In June 2013, Apollo Tyre’s Limited announced that it would acquire Cooper Tire & Rubber Company in an all-cash transaction valued at $2.5 billion. But Copper decided first to terminate the deal, reasoning that Apollo could not mobilize funds to pay for the deal.
The chief reason for termination of this merger transaction is that the Apollo’s lenders refused to extend their financing commitments and it was withdrawn. As Apollo planned to borrow almost the entire purchase price from Morgan Stanley, Deutsche Bank AG, Goldman
Sachs Group and Standard Chartered Bank Ltd, it could not raise the funds.
For Apollo to conclude financing of the deal, it was of paramount importance to know the consolidated financial details of Cooper Tire, including that of its Chinese JV, which people close to the development say, Cooper was not able to submit to Apollo Tyres. Cooper’s lack of control over its largest Chinese subsidiary Cooper Chengshan Tire Company and inability to meet its legal and contractual financial reporting obligations i.e. renegotiation with US workers, strong opposition from the Chinese partner and non‐availability of financial details of the Chinese joint venture company of Cooper Chengshan Tire (CCT) were considered as some of the major roadblocks for completing the deal.
What went into the deal?
Cooper went to court in Delaware, claiming that Apollo delayed the deal and asked it to complete the merger. Apollo countered, arguing that Cooper was not doing enough to help it finalize the deal and stated that the purchase price of the deal must be reduced by as much as $9 a share because of the unexpected problems it had encountered, including the Chengshan situation and negotiations with the United Steelworkers union. An arbitrator had ruled Apollo had to abide by a clause requiring it to accept Cooper’s labor unions but the Indian company had yet to negotiate a contract with the Steelworkers union.
After the deal with Apollo was announced, the management and workers at CCT protested by going on strike and cutting production.
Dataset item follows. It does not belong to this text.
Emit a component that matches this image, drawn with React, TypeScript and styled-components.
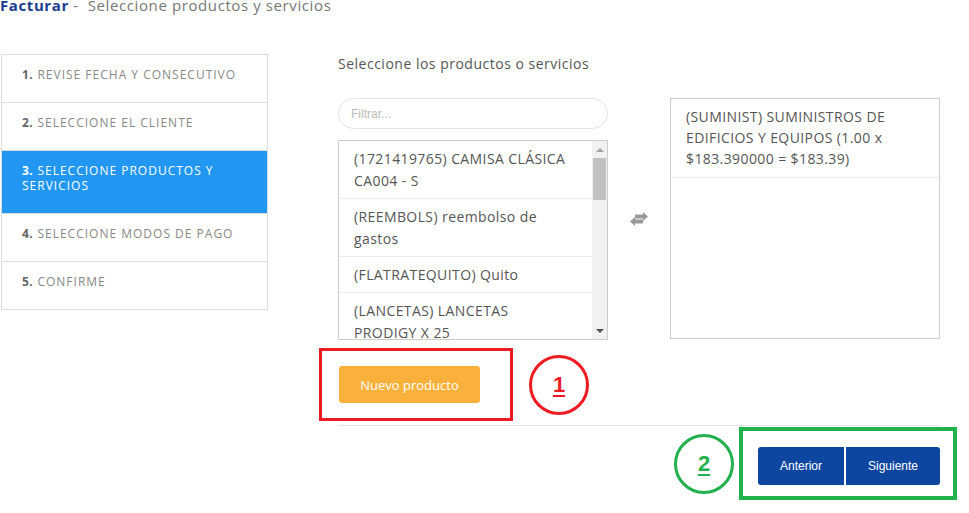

The management refused to provide Cooper with its financial data, making it impossible for Cooper to provide Apollo with the updated financial information it needed to secure financing for the deal.
Cooper’s lack of control over its largest subsidiary and inability to meet its legal and contractual financial reporting obligations has considerably complicated the situation. Apollo has made exhaustive efforts to find a sensible way forward over the last several months but Cooper has been unwilling to work constructively to complete a transaction that would have created value for both the companies and their shareholders.
Who was liable for cancelling the deal?
As part of the negotiation i.e. Definitive merger agreement, Apollo Tyres would have been liable to pay $112.5 million, (Rs 690 crore) in case it decides to withdraw, while Cooper would have had to pay a termination penalty of $50 million (Rs 307 crore) if it walks out of the deal. On the other hand, if the deal would have stretched beyond December 31, none of the companies would be liable to pay anything.
On the question of who is liable to pay for damages on the deal not coming through. In fact, Cooper in an investor conference call had said it does not believe that the $50 million termination fee applies. The company is pursuing the reverse termination fees of $112.5 million from Apollo Tyres for not completing the deal. Cooper believes Apollo has breached the merger agreement, and they will continue to pursue the legal steps necessary to protect the interests of the company and their stockholders.
Cooper had taken Apollo to court for not completing the deal. The Delaware lower court of Chancery had ruled in favour of the Indian company, stating that it had not breached its obligation under the deal. Further, the Delaware’s Supreme Court was slated to hear arguments mid‐December but it admitted that the appeal had been “improvidently accepted,” which meant that the case shouldn’t have been heard by the court at all.
Now, whether there can be a penalty or some kind of financial liability on Apollo because of any legal recourse that Cooper wants to take, the probability may be lower because whatever court judgment has come so far has come in favour of Apollo.
Effects of cancellation of deal on Apollo
- It saved the company of shouldering an enormous debt burden
- It enabled the company to focus on growing its business in other ways that may make sense to shareholders.
- The collapse leaves Apollo to focus on a slowing home market, which provides two‐thirds of its revenue.
- Apollo can now play catch up with MRF
The deal was billed as the biggest Merger & Acquisitions deal in the Indian automotive industry’s history even bigger than Tata Motor’s acquisition of Jaguar Land Rover. Indian companies are looking overseas as the domestic economy grows at its slowest in a decade but have struggled to convince investors after debt‐fuelled takeovers like Tata Steel’s $13 billion purchase of Anglo‐Dutch Corus in 2007 fared poorly. So the market cheers were implied on the deal collapse.